Заключенный сидит в камере два на два. Условия задачи таковы, что у него всего один ход, две опции, и одна хуже другой. Он может процарапать на стене озеро, облака, тонущие в синеве очертания холмов, изумрудную траву и малахитовые кроны деревьев и даже, если он такой умный, башню. А может – внимательно осмотреться по сторонам, попытаться понять, как устроена темница, и сделать все что в его силах, чтобы помочь другим расшатать ее палимпсестом покрытые рисунками стены.
Тридцать лет Пелевина
Дочитав «Чапаева и Пустоту», я не мог усидеть на месте – поехал кататься. Ночь, ноябрь, Питер, не лучшее время для велосипеда – но просто ходить было мало, душа просила скорости и ветра в лицо. Такая книга.
Давно не перечитывал и взялся снова, потому что никак не мог придумать, что бы такого написать к шестидесятилетию Пелевина. Не потому что о его книгах нечего сказать – слишком много; десятки монографий и сотни статей написаны, и напишут еще, – а потому что автор заранее исключил себя из разговора о своих книгах. Неловко говорить о биографии писателя, который с самого начала дал понять, что она не имеет никакого значения и никакого отношения к его книгам, а что такое юбилей, как не факт биографии? И все-таки юбилей, как не поговорить? И значит, единственный способ говорить о юбилее Пелевина – говорить о нем как о факте биографии, но своей. Нет, автор этих строк сам не любит фотографироваться на фоне достопримечательностей, но в данном случае оправдание есть такое: как ни встань и куда ни наведи камеру, все одно рядом будет Пелевин.

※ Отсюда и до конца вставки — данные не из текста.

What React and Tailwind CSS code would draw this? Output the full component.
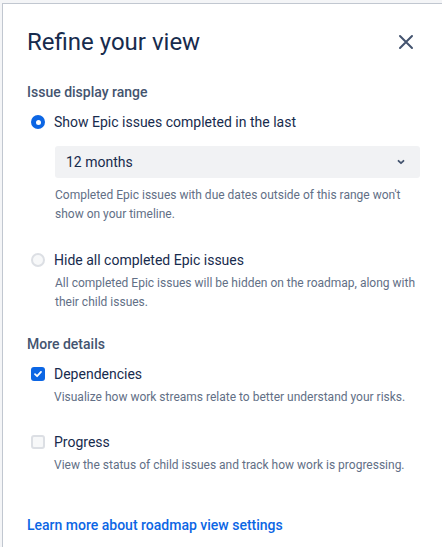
import React from "react";

const font = { fontFamily: 'Roboto, "Liberation Sans", sans-serif' };

function Radio({ checked }) {
  return checked ? (
    <span className="flex h-[14px] w-[14px] items-center justify-center rounded-full bg-[#0c66e4]">
      <span className="h-[5px] w-[5px] rounded-full bg-white" />
    </span>
  ) : (
    <span className="h-[14px] w-[14px] rounded-full border-2 border-[#dcdfe4] bg-[#f7f8f9]" />
  );
}

function Checkbox({ checked }) {
  return checked ? (
    <span className="flex h-[14px] w-[14px] items-center justify-center rounded-[3px] bg-[#0c66e4]">
      <svg width="10" height="10" viewBox="0 0 10 10" fill="none">
        <path d="M2 5.2 4.1 7.2 8 2.9" stroke="white" strokeWidth="1.8" strokeLinecap="round" strokeLinejoin="round" />
      </svg>
    </span>
  ) : (
    <span className="h-[14px] w-[14px] rounded-[3px] border-2 border-[#dcdfe4] bg-[#f7f8f9]" />
  );
}

function OptionRow({ control, label }) {
  return (
    <div className="flex h-[20px] items-center">
      <div className="flex w-[27px] items-center pl-[4px]">{control}</div>
      <span className="text-[14px] leading-[20px] text-[#172b4d]">{label}</span>
    </div>
  );
}

function Helper({ children, className = "" }) {
  return (
    <p className={"pl-[27px] text-[12px] leading-[19px] text-[#626f86] " + className}>
      {children}
    </p>
  );
}

export default function App() {
  return (
    <div className="h-[547px] w-[442px] overflow-hidden bg-[#f4f5f7] pt-[3px] pl-[2px]" style={font}>
      <div className="h-full border-t border-l border-[#c1c7d0] bg-white pl-[24px] pr-[22px] pt-[22px]">
        {/* header */}
        <div className="flex h-[32px] items-center justify-between">
          <h1 className="text-[24px] leading-[32px] font-normal text-[#172b4d]">Refine your view</h1>
          <button type="button" className="mr-[6px] text-[#44546f]">
            <svg width="16" height="16" viewBox="0 0 16 16" fill="none">
              <path d="M2 2 14 14M14 2 2 14" stroke="currentColor" strokeWidth="2" strokeLinecap="round" />
            </svg>
          </button>
        </div>

        {/* issue display range */}
        <h2 className="mt-[24px] text-[14px] leading-[20px] font-medium text-[#44546f]">Issue display range</h2>
        <div className="mt-[10px]">
          <OptionRow control={<Radio checked />} label="Show Epic issues completed in the last" />
        </div>
        <div className="mt-[14px] ml-[28px] flex h-[32px] items-center justify-between rounded-[3px] bg-[#f1f2f4] pl-[11px] pr-[14px]">
          <span className="text-[14px] text-[#172b4d]">12 months</span>
          <svg width="10" height="10" viewBox="0 0 10 10" fill="none">
            <path d="M2.5 3.8 5 6.2 7.5 3.8" stroke="#44546f" strokeWidth="1.8" strokeLinecap="round" strokeLinejoin="round" />
          </svg>
        </div>
        <Helper className="mt-[8px] ml-[1px]">
          Completed Epic issues with due dates outside of this range won't show on your timeline.
        </Helper>

        <div className="mt-[26px]">
          <OptionRow control={<Radio />} label="Hide all completed Epic issues" />
        </div>
        <Helper className="mt-[4px] ml-[1px]">
          All completed Epic issues will be hidden on the roadmap, along with their child issues.
        </Helper>

        {/* more details */}
        <h2 className="mt-[22px] text-[14px] leading-[20px] font-medium text-[#44546f]">More details</h2>
        <div className="mt-[10px]">
          <OptionRow control={<Checkbox checked />} label="Dependencies" />
        </div>
        <Helper className="mt-[4px]">Visualize how work streams relate to better understand your risks.</Helper>

        <div className="mt-[25px]">
          <OptionRow control={<Checkbox />} label="Progress" />
        </div>
        <Helper className="mt-[4px]">View the status of child issues and track how work is progressing.</Helper>

        <a href="#" className="mt-[40px] block text-[14px] leading-[20px] font-medium text-[#0c66e4]">
          Learn more about roadmap view settings
        </a>
      </div>
    </div>
  );
}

Я летел по темной набережной Кутузова – справа Нева, слева Летний сад, морось и брызги в лицо – и пытался вспомнить, когда я прочитал «Чапаева и Пустоту» впервые. Не смог. Как будто бы эта книга была со мной всегда. И все-таки, вероятно, мне было лет семнадцать. Во всяком случае, на втором актерском курсе, куда меня ненадолго занесло после школы, мы с товарищем уже играем сценку из романа: товарищ – Петька, я – фон Эрнен. «Раньше кто угодно мог швырнуть из зала на сцену тухлое яйцо, а сейчас со сцены каждый день палят из нагана, а могут и бомбу кинуть…»
Вот первая примета времени: в мои семнадцать, или сколько там, самой понятной для меня частью книги были ее дзенские мениппеи. Я ничего не знал про Революцию и Гражданскую войну, не задумывался, что произошло со страной в 1991-м, не пробовал наркотиков, не знал женщин, не читал Декарта; но что мир в уме, ум нигде, а я – отсвет лампы на бутылке, – это я понимал очень хорошо. Что ж тут непонятного. Я еще и Догэна читал. Проще всего отмахнуться, произнеся ритуальные слова о юношеском солипсизме – и, возможно, так оно и было, – только вот ведь какая штука. Когда Лакан говорит о Я как воображаемой функции субъекта, о субъекте как феномене языка и о принципиальной недостижимости Реального – это ведь примерно те же яйца, только в профиль, а от Лакана попробуй отмахнись, замучаешься за базар вывозить.
Девяностые, как квартира алкаша – пустыми бутылками, были полны духовностью самого разного разлива (надо ли говорить: паленой). Один воссоединялся с матушкой-землей по Порфирию Иванову, другому Свидетели Иеговы, поймав на улице, всучивали бесплатную Библию, третий практиковал практики вместе с ламой Оле Нидалом, четвертого очаровывало научным звучанием слово «сайентология» – и так до бесконечности, и допив одну бутылку, страждущий прикладывался к другой. Чудовищное небрежение актуальным гуманитарным образованием в позднем Союзе привело к тому, что люди, в целом представлявшие себе принцип работы ядерного реактора, знающие основы интегрального исчисления и способные, среди ночи разбуди, объяснить процесс фотосинтеза, – как жертвы ярмарочных наперсточников, развесили уши, когда им стали втирать про чакры и биотоки, божественную энергию и космические лучи.